The Act is part of a wider set of restrictions imposed by the U.S. on PRC interests in recent years. The end game may be a convergence between U.S. and PRC standards, which ironically will lead to reciprocity on both sides.

In the realm of Internet communications, on 10 April 2024, the PRC’s Ministry of Industry and Information Technology (MIIT) issued the “Notice on Launching the Work for the Pilot Program for the Expansion of Value-Added Telecommunications Services to the Outside World”. These rules substantially increase certainty for non-PRC investors, who had been dealing with legal uncertainty for 25 years in the PRC’s promising and valuable Internet ecosystem. While the MIIT rules expressly allowed non-PRC investment in platform e-commerce, data centres, and most software services, it expressly disallowed online publishing, online news, online videos, or platforms enabling such activities.

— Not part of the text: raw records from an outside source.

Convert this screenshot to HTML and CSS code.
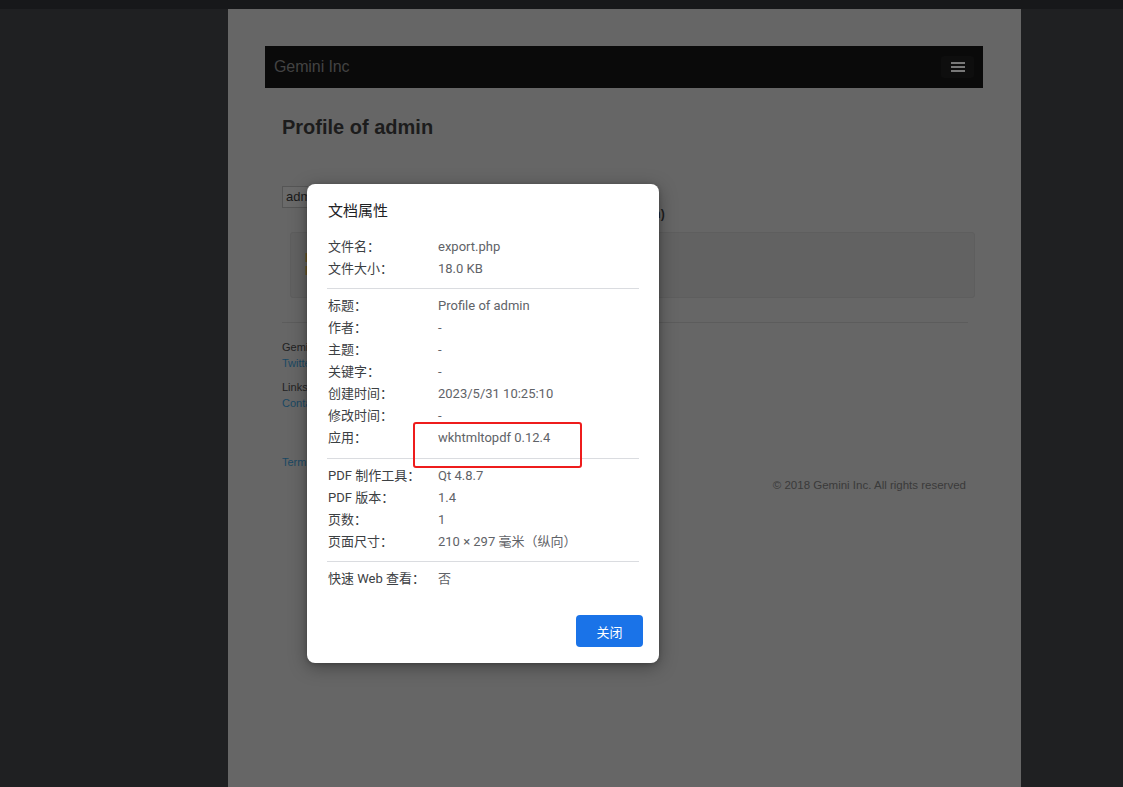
FILE: index.html
```html
<!DOCTYPE html>
<html lang="zh-CN">
<head>
<meta charset="utf-8">
<title>export.php</title>
<link rel="stylesheet" href="styles.css">
</head>
<body>
<div class="topbar"></div>
<div class="viewer">
  <div class="sheet">
    <div class="navbar">
      <span class="brand">Gemini Inc</span>
      <span class="menu-btn"><i></i><i></i><i></i></span>
    </div>
    <div class="content">
      <h1 class="title">Profile of admin</h1>
      <div class="form-row">
        <span class="input">admin</span>
        <span class="user-label">Username (admin)</span>
      </div>
      <div class="well">
        <div class="warn">Error</div>
        <div class="warn">Note</div>
      </div>
      <div class="rule"></div>
      <div class="foot-block">
        <div class="foot-text">Gemini Inc</div>
        <div class="foot-link">Twitter</div>
      </div>
      <div class="foot-block gap">
        <div class="foot-text">Links</div>
        <div class="foot-link">Contact</div>
      </div>
      <div class="foot-block terms">
        <div class="foot-link">Terms</div>
      </div>
      <div class="copyright">© 2018 Gemini Inc. All rights reserved</div>
    </div>
  </div>
</div>

<div class="modal">
  <div class="modal-title">文档属性</div>
  <div class="props">
    <div class="prop"><span class="k">文件名：</span><span class="v">export.php</span></div>
    <div class="prop"><span class="k">文件大小：</span><span class="v">18.0 KB</span></div>
  </div>
  <div class="divider"></div>
  <div class="props">
    <div class="prop"><span class="k">标题：</span><span class="v">Profile of admin</span></div>
    <div class="prop"><span class="k">作者：</span><span class="v">-</span></div>
    <div class="prop"><span class="k">主题：</span><span class="v">-</span></div>
    <div class="prop"><span class="k">关键字：</span><span class="v">-</span></div>
    <div class="prop"><span class="k">创建时间：</span><span class="v">2023/5/31 10:25:10</span></div>
    <div class="prop"><span class="k">修改时间：</span><span class="v">-</span></div>
    <div class="prop"><span class="k">应用：</span><span class="v">wkhtmltopdf 0.12.4</span></div>
  </div>
  <div class="divider d2"></div>
  <div class="props">
    <div class="prop"><span class="k">PDF 制作工具：</span><span class="v">Qt 4.8.7</span></div>
    <div class="prop"><span class="k">PDF 版本：</span><span class="v">1.4</span></div>
    <div class="prop"><span class="k">页数：</span><span class="v">1</span></div>
    <div class="prop"><span class="k">页面尺寸：</span><span class="v">210 × 297 毫米（纵向）</span></div>
  </div>
  <div class="divider d3"></div>
  <div class="props">
    <div class="prop"><span class="k">快速 Web 查看：</span><span class="v">否</span></div>
  </div>
  <div class="modal-foot">
    <button class="close-btn">关闭</button>
  </div>
</div>

<div class="highlight"></div>
</body>
</html>
```

FILE: styles.css
```css
html, body {
  margin: 0;
  padding: 0;
}
body {
  background: #1f2022;
  height: 787px;
  overflow: hidden;
  font-family: "Liberation Sans", Arial, sans-serif;
}
.topbar {
  height: 9px;
  background: #17181a;
}
.viewer {
  padding-left: 228px;
}
.sheet {
  width: 793px;
  height: 778px;
  background: #666666;
  box-sizing: border-box;
  padding: 37px 38px 0 37px;
}
.navbar {
  height: 42px;
  background: #0a0a0a;
  display: flex;
  align-items: center;
  justify-content: space-between;
  padding: 0 9px 0 9px;
}
.brand {
  color: #434343;
  font-size: 16px;
  letter-spacing: -0.1px;
}
.menu-btn {
  width: 33px;
  height: 22px;
  background: #0e0e0e;
  border-radius: 3px;
  display: flex;
  flex-direction: column;
  align-items: center;
  justify-content: center;
  gap: 2px;
}
.menu-btn i {
  display: block;
  width: 14px;
  height: 2px;
  background: #787878;
}
.content {
  padding: 0 15px 0 17px;
}
.title {
  margin: 27px 0 0 0;
  font-size: 20px;
  line-height: 24px;
  font-weight: bold;
  color: #1c1c1c;
}
.form-row {
  margin-top: 47px;
  display: flex;
  align-items: flex-start;
}
.input {
  display: block;
  width: 180px;
  height: 20px;
  border: 1px solid #555;
  background: #6a6a6a;
  color: #1a1a1a;
  font-size: 13px;
  line-height: 20px;
  padding-left: 3px;
}
.user-label {
  margin-top: 21px;
  margin-left: 93px;
  font-size: 12px;
  line-height: 14px;
  font-weight: bold;
  color: #1c1c1c;
}
.well {
  margin: 11px -7px 0 8px;
  height: 66px;
  background: #626262;
  border: 1px solid #5e5e5e;
  border-radius: 3px;
  padding: 19px 0 0 14px;
  box-sizing: border-box;
}
.warn {
  color: #6e5220;
  font-size: 12px;
  line-height: 13px;
  font-weight: bold;
}
.rule {
  margin-top: 24px;
  height: 1px;
  background: #5c5c5c;
}
.foot-block {
  margin-top: 16px;
  font-size: 11px;
  line-height: 16px;
}
.foot-block.gap {
  margin-top: 8px;
}
.foot-block.terms {
  margin-top: 43px;
}
.foot-text {
  color: #222;
}
.foot-link {
  color: #1a4863;
}
.copyright {
  margin-top: 7px;
  text-align: right;
  font-size: 11.5px;
  line-height: 16px;
  color: #3a3a3a;
  padding-right: 2px;
}

/* modal */
.modal {
  position: absolute;
  left: 307px;
  top: 184px;
  width: 352px;
  height: 479px;
  box-sizing: border-box;
  background: #ffffff;
  border-radius: 8px;
  box-shadow: 0 4px 18px rgba(0, 0, 0, 0.35), 0 1px 4px rgba(0, 0, 0, 0.2);
  padding: 16px 20px 16px 21px;
  display: flex;
  flex-direction: column;
  font-family: Roboto, "Noto Sans CJK SC", sans-serif;
}
.modal-title {
  font-size: 15px;
  line-height: 22px;
  color: #202124;
  margin-bottom: 14px;
}
.prop {
  display: grid;
  grid-template-columns: 110px 1fr;
  font-size: 13px;
  line-height: 22px;
  height: 22px;
}
.k {
  color: #3c4043;
  white-space: nowrap;
}
.v {
  color: #5f6368;
  white-space: nowrap;
}
.divider {
  height: 1px;
  background: #dadce0;
  margin: 8px 0 6px -1px;
}
.divider.d2 {
  margin-top: 9px;
}
.modal-foot {
  margin-top: auto;
  margin-right: -4px;
  display: flex;
  justify-content: flex-end;
}
.close-btn {
  width: 67px;
  height: 32px;
  border: none;
  border-radius: 4px;
  background: #1a73e8;
  color: #ffffff;
  font-family: Roboto, "Noto Sans CJK SC", sans-serif;
  font-size: 13px;
  padding: 0;
}
.highlight {
  position: absolute;
  left: 413px;
  top: 422px;
  width: 165px;
  height: 42px;
  border: 2px solid #ee1c1c;
  border-radius: 3px;
}
```
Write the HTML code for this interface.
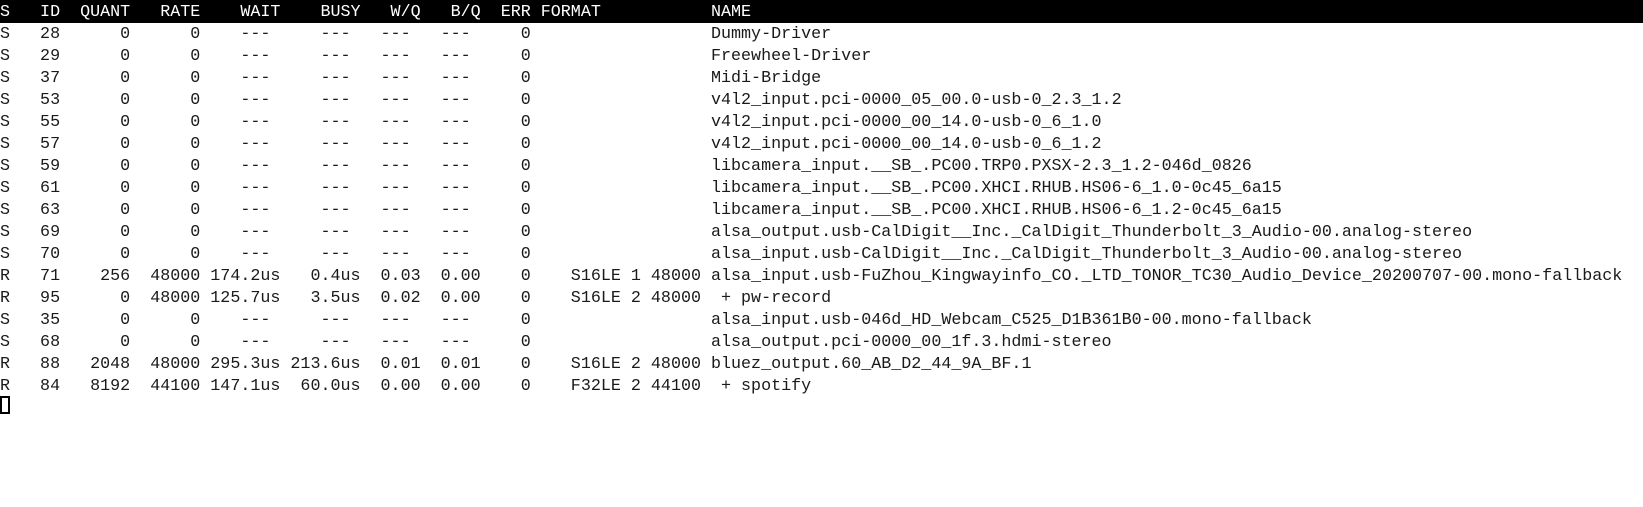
<!DOCTYPE html>
<html><head><meta charset="utf-8"><style>
html,body{margin:0;padding:0;background:#fff;width:1643px;height:507px;overflow:hidden}
.bar{position:absolute;left:0;top:0;width:1643px;height:23px;background:#000}
pre{position:absolute;left:0;top:2px;margin:0;font-family:"Liberation Mono","DejaVu Sans Mono",monospace;font-size:16.7px;line-height:22px;color:#1a1a1a;white-space:pre}
.h{color:#fff}
.cur{position:absolute;left:0;top:396px;width:6px;height:14px;border:2px solid #000}
</style></head><body>
<div class="bar"></div>
<pre><span class="h">S   ID  QUANT   RATE    WAIT    BUSY   W/Q   B/Q  ERR FORMAT           NAME</span>
S   28      0      0    ---     ---   ---   ---     0                  Dummy-Driver
S   29      0      0    ---     ---   ---   ---     0                  Freewheel-Driver
S   37      0      0    ---     ---   ---   ---     0                  Midi-Bridge
S   53      0      0    ---     ---   ---   ---     0                  v4l2_input.pci-0000_05_00.0-usb-0_2.3_1.2
S   55      0      0    ---     ---   ---   ---     0                  v4l2_input.pci-0000_00_14.0-usb-0_6_1.0
S   57      0      0    ---     ---   ---   ---     0                  v4l2_input.pci-0000_00_14.0-usb-0_6_1.2
S   59      0      0    ---     ---   ---   ---     0                  libcamera_input.__SB_.PC00.TRP0.PXSX-2.3_1.2-046d_0826
S   61      0      0    ---     ---   ---   ---     0                  libcamera_input.__SB_.PC00.XHCI.RHUB.HS06-6_1.0-0c45_6a15
S   63      0      0    ---     ---   ---   ---     0                  libcamera_input.__SB_.PC00.XHCI.RHUB.HS06-6_1.2-0c45_6a15
S   69      0      0    ---     ---   ---   ---     0                  alsa_output.usb-CalDigit__Inc._CalDigit_Thunderbolt_3_Audio-00.analog-stereo
S   70      0      0    ---     ---   ---   ---     0                  alsa_input.usb-CalDigit__Inc._CalDigit_Thunderbolt_3_Audio-00.analog-stereo
R   71    256  48000 174.2us   0.4us  0.03  0.00    0    S16LE 1 48000 alsa_input.usb-FuZhou_Kingwayinfo_CO._LTD_TONOR_TC30_Audio_Device_20200707-00.mono-fallback
R   95      0  48000 125.7us   3.5us  0.02  0.00    0    S16LE 2 48000  + pw-record
S   35      0      0    ---     ---   ---   ---     0                  alsa_input.usb-046d_HD_Webcam_C525_D1B361B0-00.mono-fallback
S   68      0      0    ---     ---   ---   ---     0                  alsa_output.pci-0000_00_1f.3.hdmi-stereo
R   88   2048  48000 295.3us 213.6us  0.01  0.01    0    S16LE 2 48000 bluez_output.60_AB_D2_44_9A_BF.1
R   84   8192  44100 147.1us  60.0us  0.00  0.00    0    F32LE 2 44100  + spotify
</pre>
<div class="cur"></div>
</body></html>
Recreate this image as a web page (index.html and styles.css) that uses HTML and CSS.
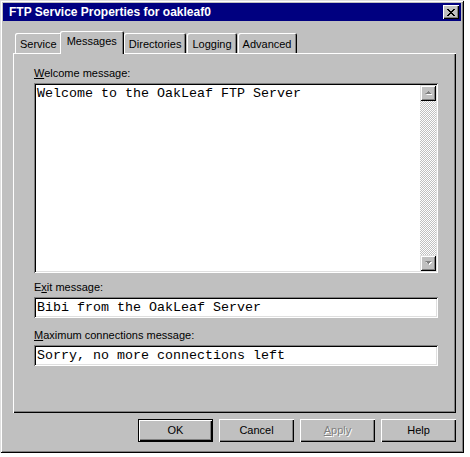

Furthermore, it did not cover all Internet activities, meaning search services and social media are still restricted to foreign investment under existing laws.

Accordingly, both the U.S. and the PRC seem to agree that an application such as Tiktok made by a company from one jurisdiction should not be allowed to operate in the other jurisdiction!

For more information on how we can help you navigate US-China tensions, please contact Charles Wu at Charles.Wu@clydeco.com


[1] SHEIN would very likely not be able to rely on the fact that its headquarters are in Singapore, as the President will be able to state that it has a “principal place of business” in the PRC. In practice, virtually the entirety of SHEIN’s supply chain is dependent on operations in the PRC. 

[2] The specific PRC export control item is as follows (translated from Chinese): Personalized information push service technologies based on data analysis (personalized user preference learning technologies based on the continuous training and optimization of big data, real time perception technology of user personalized preferences, information content feature modelling technology, user preferences and information content matching analysis technology, large-scale distributed real-timing computing technology used to support recommendation algorithms, etc.